Q: “At what point do I decide that cry-it-out is not working?”

When you find yourself in the fetal position at your child’s door crying harder than the baby, then you should probably just go in there. The baby may never remember crying it out, but you will.

Q: “Do I bring a hostess gift to a playdate?”

As a general rule, we strongly believe in keeping it real at playdates. That means no gifts, no platters of highly stylized “playdate snacks” you found on Pinterest and no makeup. That means comfortable and stained clothes you may or may not have slept in, and above all, scheduling playdates with cool moms who really understand that you probably didn’t have the time or energy to June-Cleaver-power-clean your house only to have it destroyed by extra kids.

That being said, we advise you to also ask yourself this crucial question prior to the playdate — especially if it’s with a new friend: “Is it likely my child will destroy something in this nice person’s home?”  If the answer is YES, then absolutely bring a gift and keep it in your car as backup so you’re welcome back again sometime. We suggest a pre-made gift bag with $100 bill in an envelope and something to numb the pain, like a bottle of La Crema.

Related Video

Q: “What is this sudden hatred of bath time?”

Sudden Hatred of Bathtime (SHB) is an aggressive behavioral change in children ages 0-15 with a direct correlation to two key factors:

  1. The amount of gross that has accumulated on your child’s body.
  1. The mother’s desperate need to confine her kid(s) to one space for a small amount of time.
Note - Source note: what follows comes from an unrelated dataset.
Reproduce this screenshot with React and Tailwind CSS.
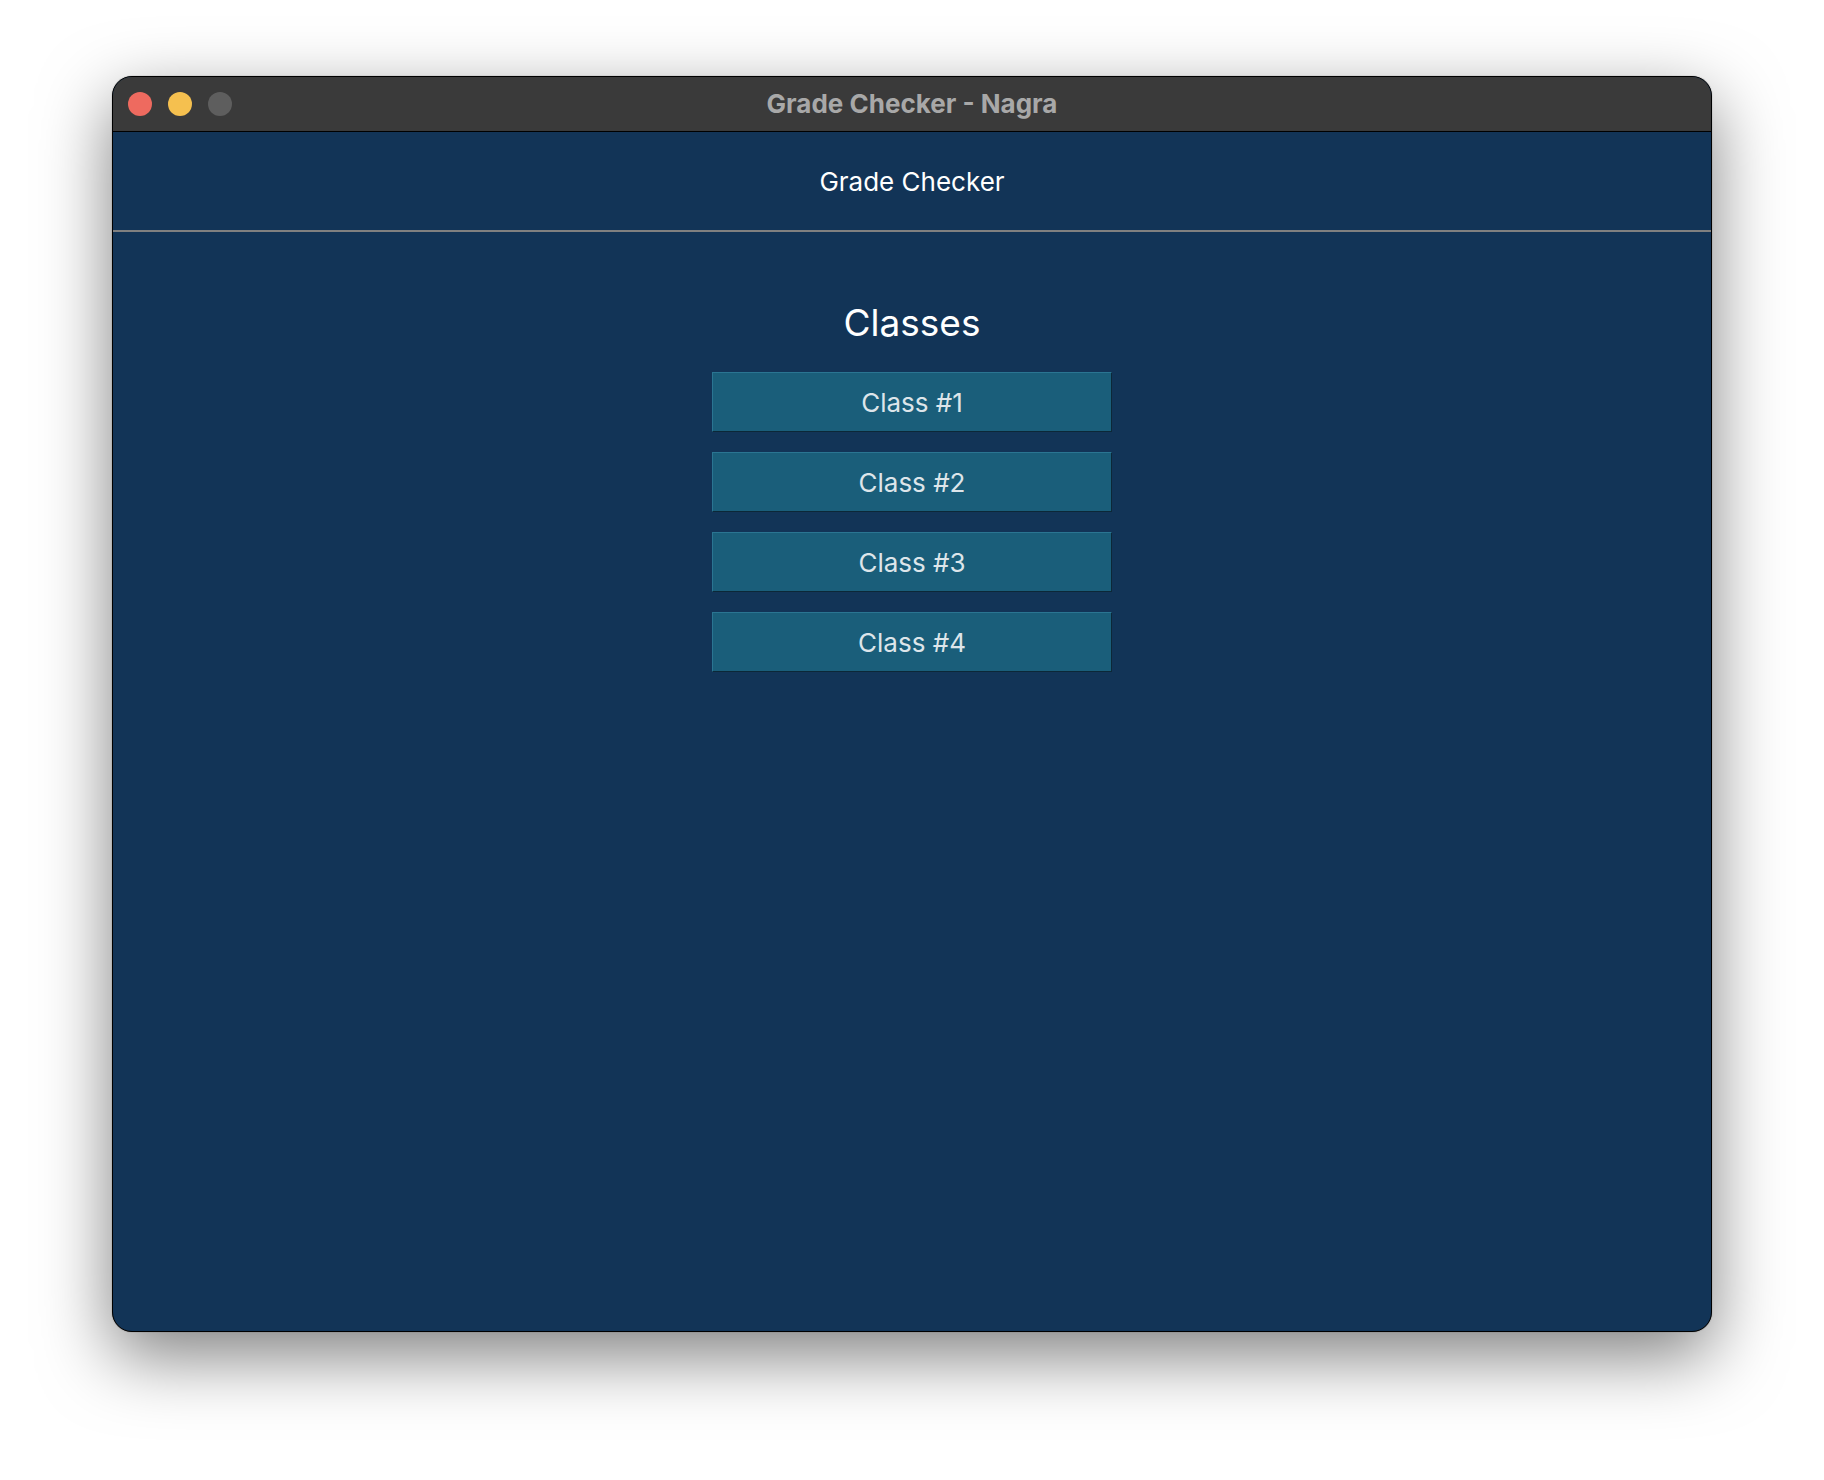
export default function App() {
  const classes = ["Class #1", "Class #2", "Class #3", "Class #4"];

  return (
    <div
      className="h-[1480px] w-[1824px] overflow-hidden bg-white pl-[112px] pt-[76px]"
      style={{ fontFamily: "Inter, 'Noto Sans', sans-serif" }}
    >
      <div className="flex h-[1256px] w-[1600px] flex-col overflow-hidden rounded-[20px] border border-black bg-[#123457] shadow-[0_24px_70px_rgba(0,0,0,0.5),0_0_1px_rgba(0,0,0,0.6)]">
        {/* title bar */}
        <div className="relative flex h-[55px] shrink-0 items-center border-b border-black bg-[#3a3a3a] px-[15px]">
          <div className="flex gap-4">
            <span className="h-6 w-6 rounded-full bg-[#ee6a5f]" />
            <span className="h-6 w-6 rounded-full bg-[#f5c04f]" />
            <span className="h-6 w-6 rounded-full bg-[#5e5e5e]" />
          </div>
          <div className="absolute inset-0 flex items-center justify-center pb-[2px] text-[26px] font-bold text-[#a8a8a8]">
            Grade Checker - Nagra
          </div>
        </div>

        {/* header */}
        <div className="flex h-[100px] shrink-0 items-center justify-center border-b-2 border-[#808080] text-[26px] text-white">
          Grade Checker
        </div>

        <div className="flex flex-col items-center pt-[67px]">
          <h1 className="text-[37px] leading-[48px] font-normal text-white">Classes</h1>
          <div className="mt-[25px] flex flex-col gap-5">
            {classes.map((name) => (
              <button
                key={name}
                className="flex h-[60px] w-[400px] items-center justify-center border border-t-[#2a7592] border-l-[#2a7592] border-r-[#0c2838] border-b-[#0c2838] bg-[#1a5e7a] text-[26px] text-[#dde5ea]"
              >
                {name}
              </button>
            ))}
          </div>
        </div>
      </div>
    </div>
  );
}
To manage SHB, we suggest trying the following solutions:

  1. Pour yourself a whiskey and tell them they can wash your feet as a fun bath time activity
  1. Dress up like a clown and delight/terrify your child into taking a bath
  1. Throw all the kitchen utensils in their bathwater and tell them you’re hungry for soup
  1. Become the Arbiter of a Barbie Diving Championship
  1. Get the water really, really soapy and then just dip them in real quick
  1. Leave the house and let someone else to give them their bath

Q: “Should I expect the babysitter to clean up after the kids go to sleep?”

A babysitter that doesn’t clean up after the kids go to bed and then sits for three hours in front of the TV is a babysitter that shouldn’t come back to your house (unless you can’t find a babysitter).

Q: “Why is my 18-month-old such a sweaty sleeper?”

You should probably start taking him out of that swaddle.

Q: “Are my name choices too unusual?”

Here’s a great way to find out: Say the name out loud to yourself while standing in front of a mirror. If your eyes do not roll back in your head or you do not laugh out loud, you’ve chosen wisely. (Shout out to fellow comic and #MTHRFKR Damian Griffin for the idea.)